Concorso ordinario, test ed esami in tilt
Di Pino Turi
Il concorso ordinario verrà ricordato negli anni per l’incredibile mole di errori nella formulazione dei test a risposta chiusa. Non passa giorno infatti senza che il Direttore del personale del Mi scriva ai Dirigenti Regionali e al Capo Dipartimento notificando le rettifiche dei punteggi e delle graduatorie.
Agli errori e ai quesiti fuorvianti, fanno seguito segnalazioni di ogni tipo. Tra questi ovviamente quelle dei candidati, evidentemente in grado di capire che i test erano errati. Inizialmente, alcuni di loro, avevano pensato, a torto, che fossero stati fatti apposta, un trabocchetto insomma, per saggiare il loro grado di preparazione. E poi, stampa, intellettuali, docenti. E’ stato eclatante, in questo senso, l’intervento del prof. Howard Gardner, eminente scienziato, che ha ritenuto stravolta la sua teoria relativa alle intelligenze multiple, così come formulate nei quiz. A segnalare l’errore, guarda caso, gli stessi candidati.
Finita qui? Neanche per sogno. C’è da ricordare il caso della raccolta firme, alla quale la UIL Scuola ha aderito, lanciata dal prof. Massimo Arcangeli. La petizione è comparsa su Change.org dopo che il ministero dell’istruzione ha usato la schwa (ə) in una procedura concorsuale universitaria. Arcangeli ha chiesto ciò che in un paese normale dovrebbe fare un ministro, riconoscere gli errori, intervenire e rimediare agli stessi e, in particolare, chiedere scusa alla scuola e ai suoi lavoratori, passati sui media nazionali come incompetenti.
Cosa resta dunque del concorso ordinario? Che questo strumento non fosse utile al reclutamento del personale docente era chiaro a tutti, anche se sempre nascosto nella mistica della meritocrazia ed utilizzato in modo ideologico che, comunque in questo paese funziona sempre.
Il tutto è confermato poi dalla stretta attualità.

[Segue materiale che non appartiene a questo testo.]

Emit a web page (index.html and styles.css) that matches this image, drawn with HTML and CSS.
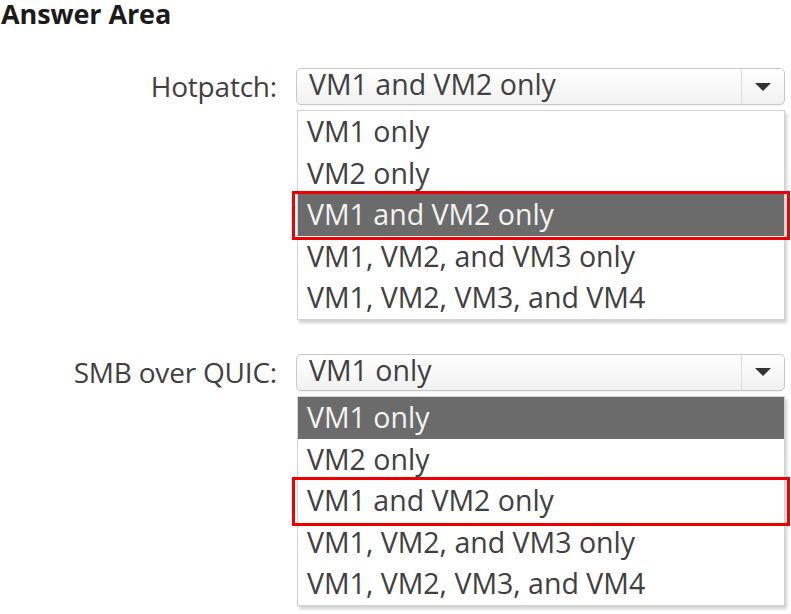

Ieri, ospitato dal Corriere della Sera, un docente di ruolo di latino e greco, si è fatto prendere dal solito luogo comune, quello della sanatoria di docenti, presunti sfaccendati alla ricerca di tre mesi di ferie e di uno stipendio, attraverso un concorso riservato che si basa solo su una prova orale e non scritta.
Forse sarebbe il caso che il ministro riconoscesse una volta per sempre che i docenti di questo Paese meritano rispetto e magari chiedere a loro di formulare la batteria dei test, invece di rivolgersi a presunte capacità di Enti e Associazioni private.
Reclutare i docenti è un’operazione delicata e quando viene effettuata con un quiz che ci riporta alla memoria Mike Bongiorno di cui ricordiamo il famoso Notaio che era il garante del concorso, ci rendiamo conto di come queste persone a cui affidiamo i nostri ragazzi da decenni, siano messi alla berlina e come possano essere colpiti nel loro intimo professionale. Ridiamogli almeno un Notaio!
In questi anni i nostri insegnanti hanno dimostrato tutto il dimostrabile: capacità, pazienza e senso dello stato, il tutto con contratti precari reiterati e ultradecennali. Ora con il sistema di reclutamento e formazione, appena approvato con il D.L 36, si vorrebbe rottamarli, piuttosto che stabilizzarli. Ciò che invece andrebbe rottamato in questo paese dovrebbe essere l’ipocrisia e le politiche sulla scuola che invece di dare risposte nel merito trovano sempre il modo di criminalizzare il mondo del lavoro e dei lavoratori.
Noi, magari soli, continuiamo a rivendicare che a fronte di un danno debba corrispondere un ristoro che per le persone si chiama sanatoria. Il precariato è un danno sociale, oltre che professionale ed individuale.